_WRITTEN REQUEST_
Return the material word for word. Do not include pictures.

_RECORDED INFORMATION_
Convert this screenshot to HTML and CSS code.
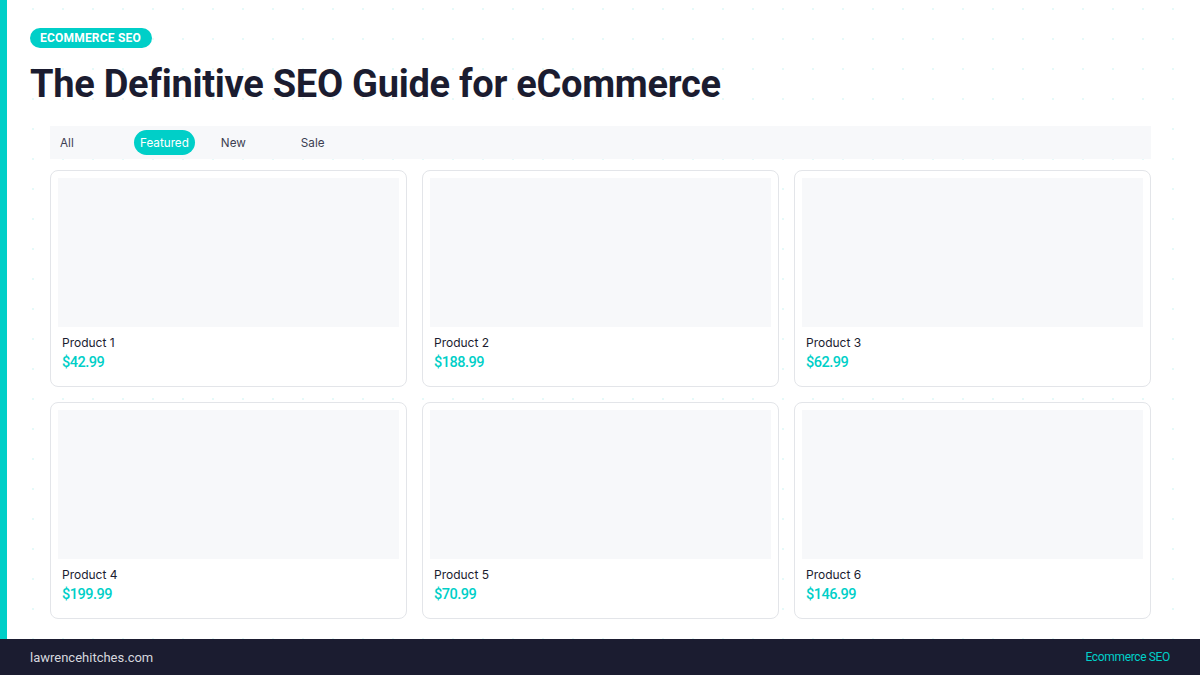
FILE: index.html
```html
<!DOCTYPE html>
<html lang="en">
<head>
<meta charset="utf-8">
<title>The Definitive SEO Guide for eCommerce</title>
<link rel="stylesheet" href="styles.css">
</head>
<body>
<div class="slide">
  <div class="accent"></div>
  <main class="content">
    <header class="head">
      <span class="badge">ECOMMERCE SEO</span>
      <h1 class="title">The Definitive SEO Guide for eCommerce</h1>
    </header>
    <section class="shop">
      <nav class="tabs">
        <span class="tab">All</span>
        <span class="tab active">Featured</span>
        <span class="tab">New</span>
        <span class="tab">Sale</span>
      </nav>
      <div class="grid">
        <div class="card"><div class="thumb"></div><div class="name">Product 1</div><div class="price">$42.99</div></div>
        <div class="card"><div class="thumb"></div><div class="name">Product 2</div><div class="price">$188.99</div></div>
        <div class="card"><div class="thumb"></div><div class="name">Product 3</div><div class="price">$62.99</div></div>
        <div class="card"><div class="thumb"></div><div class="name">Product 4</div><div class="price">$199.99</div></div>
        <div class="card"><div class="thumb"></div><div class="name">Product 5</div><div class="price">$70.99</div></div>
        <div class="card"><div class="thumb"></div><div class="name">Product 6</div><div class="price">$146.99</div></div>
      </div>
    </section>
  </main>
  <footer class="footer">
    <span class="site">lawrencehitches.com</span>
    <span class="topic">Ecommerce SEO</span>
  </footer>
</div>
</body>
</html>
```

FILE: styles.css
```css
* { box-sizing: border-box; }
html, body { margin: 0; padding: 0; }
body {
  width: 1200px;
  height: 675px;
  overflow: hidden;
  background: #ffffff;
  font-family: "Roboto", "Liberation Sans", sans-serif;
  color: #1b1c30;
}
.slide {
  position: relative;
  width: 1200px;
  height: 675px;
  display: flex;
  flex-direction: column;
  background-color: #ffffff;
  background-image: radial-gradient(circle, rgba(0, 206, 200, 0.10) 1px, transparent 1.5px);
  background-size: 30px 30px;
  background-position: -12px -6px;
}
.accent {
  position: absolute;
  left: 0;
  top: 0;
  width: 7px;
  height: 639px;
  background: #00cfc8;
}
.content {
  flex: 1;
  padding: 28px 49px 0 30px;
}
.head { display: flex; flex-direction: column; align-items: flex-start; }
.badge {
  display: inline-flex;
  align-items: center;
  height: 20px;
  padding: 0 11px 0 10px;
  border-radius: 10px;
  background: #00cfc8;
  color: #ffffff;
  font-family: "Roboto", sans-serif;
  font-weight: 700;
  font-size: 12px;
  letter-spacing: 0.2px;
}
.title {
  margin: 13px 0 0 0;
  font-family: "Roboto", sans-serif;
  font-weight: 700;
  font-size: 38px;
  line-height: 46px;
  letter-spacing: -0.28px;
  color: #1b1c30;
}
.shop {
  margin: 19px 0 0 20px;
}
.tabs {
  display: flex;
  align-items: center;
  gap: 20px;
  height: 33px;
  padding-left: 4px;
  background: #f7f8fa;
}
.tab {
  min-width: 60px;
  height: 25px;
  padding: 0 6px;
  display: inline-flex;
  align-items: center;
  border-radius: 13px;
  font-family: "Inter", sans-serif;
  font-size: 11.7px;
  color: #3d3f52;
}
.tab.active {
  background: #00cfc8;
  color: #ffffff;
}
.grid {
  margin-top: 11px;
  display: grid;
  grid-template-columns: repeat(3, 357px);
  grid-auto-rows: 217px;
  gap: 15px;
}
.card {
  border: 1px solid #e3e5e9;
  border-radius: 8px;
  padding: 7px;
  background: #ffffff;
}
.thumb {
  height: 149px;
  background: #f7f8fa;
}
.name {
  margin: 8px 0 0 4px;
  font-family: "Inter", sans-serif;
  font-size: 12px;
  line-height: 16px;
  color: #1b1c30;
}
.price {
  margin: 3px 0 0 4px;
  font-family: "Roboto", sans-serif;
  font-weight: 500;
  font-size: 14.5px;
  line-height: 18px;
  color: #00cfc8;
  letter-spacing: -0.5px;
}
.footer {
  height: 36px;
  flex: none;
  display: flex;
  align-items: center;
  justify-content: space-between;
  padding: 0 30px;
  background: #1b1c30;
}
.site {
  font-size: 13px;
  color: #d6d7de;
}
.topic {
  font-size: 12px;
  letter-spacing: -0.35px;
  color: #00cfc8;
}
```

_FULL OUTPUT_
Convert this screenshot to HTML and CSS code.
FILE: index.html
```html
<!DOCTYPE html>
<html lang="en">
<head>
<meta charset="utf-8">
<title>The Definitive SEO Guide for eCommerce</title>
<link rel="stylesheet" href="styles.css">
</head>
<body>
<div class="slide">
  <div class="accent"></div>
  <main class="content">
    <header class="head">
      <span class="badge">ECOMMERCE SEO</span>
      <h1 class="title">The Definitive SEO Guide for eCommerce</h1>
    </header>
    <section class="shop">
      <nav class="tabs">
        <span class="tab">All</span>
        <span class="tab active">Featured</span>
        <span class="tab">New</span>
        <span class="tab">Sale</span>
      </nav>
      <div class="grid">
        <div class="card"><div class="thumb"></div><div class="name">Product 1</div><div class="price">$42.99</div></div>
        <div class="card"><div class="thumb"></div><div class="name">Product 2</div><div class="price">$188.99</div></div>
        <div class="card"><div class="thumb"></div><div class="name">Product 3</div><div class="price">$62.99</div></div>
        <div class="card"><div class="thumb"></div><div class="name">Product 4</div><div class="price">$199.99</div></div>
        <div class="card"><div class="thumb"></div><div class="name">Product 5</div><div class="price">$70.99</div></div>
        <div class="card"><div class="thumb"></div><div class="name">Product 6</div><div class="price">$146.99</div></div>
      </div>
    </section>
  </main>
  <footer class="footer">
    <span class="site">lawrencehitches.com</span>
    <span class="topic">Ecommerce SEO</span>
  </footer>
</div>
</body>
</html>
```

FILE: styles.css
```css
* { box-sizing: border-box; }
html, body { margin: 0; padding: 0; }
body {
  width: 1200px;
  height: 675px;
  overflow: hidden;
  background: #ffffff;
  font-family: "Roboto", "Liberation Sans", sans-serif;
  color: #1b1c30;
}
.slide {
  position: relative;
  width: 1200px;
  height: 675px;
  display: flex;
  flex-direction: column;
  background-color: #ffffff;
  background-image: radial-gradient(circle, rgba(0, 206, 200, 0.10) 1px, transparent 1.5px);
  background-size: 30px 30px;
  background-position: -12px -6px;
}
.accent {
  position: absolute;
  left: 0;
  top: 0;
  width: 7px;
  height: 639px;
  background: #00cfc8;
}
.content {
  flex: 1;
  padding: 28px 49px 0 30px;
}
.head { display: flex; flex-direction: column; align-items: flex-start; }
.badge {
  display: inline-flex;
  align-items: center;
  height: 20px;
  padding: 0 11px 0 10px;
  border-radius: 10px;
  background: #00cfc8;
  color: #ffffff;
  font-family: "Roboto", sans-serif;
  font-weight: 700;
  font-size: 12px;
  letter-spacing: 0.2px;
}
.title {
  margin: 13px 0 0 0;
  font-family: "Roboto", sans-serif;
  font-weight: 700;
  font-size: 38px;
  line-height: 46px;
  letter-spacing: -0.28px;
  color: #1b1c30;
}
.shop {
  margin: 19px 0 0 20px;
}
.tabs {
  display: flex;
  align-items: center;
  gap: 20px;
  height: 33px;
  padding-left: 4px;
  background: #f7f8fa;
}
.tab {
  min-width: 60px;
  height: 25px;
  padding: 0 6px;
  display: inline-flex;
  align-items: center;
  border-radius: 13px;
  font-family: "Inter", sans-serif;
  font-size: 11.7px;
  color: #3d3f52;
}
.tab.active {
  background: #00cfc8;
  color: #ffffff;
}
.grid {
  margin-top: 11px;
  display: grid;
  grid-template-columns: repeat(3, 357px);
  grid-auto-rows: 217px;
  gap: 15px;
}
.card {
  border: 1px solid #e3e5e9;
  border-radius: 8px;
  padding: 7px;
  background: #ffffff;
}
.thumb {
  height: 149px;
  background: #f7f8fa;
}
.name {
  margin: 8px 0 0 4px;
  font-family: "Inter", sans-serif;
  font-size: 12px;
  line-height: 16px;
  color: #1b1c30;
}
.price {
  margin: 3px 0 0 4px;
  font-family: "Roboto", sans-serif;
  font-weight: 500;
  font-size: 14.5px;
  line-height: 18px;
  color: #00cfc8;
  letter-spacing: -0.5px;
}
.footer {
  height: 36px;
  flex: none;
  display: flex;
  align-items: center;
  justify-content: space-between;
  padding: 0 30px;
  background: #1b1c30;
}
.site {
  font-size: 13px;
  color: #d6d7de;
}
.topic {
  font-size: 12px;
  letter-spacing: -0.35px;
  color: #00cfc8;
}
```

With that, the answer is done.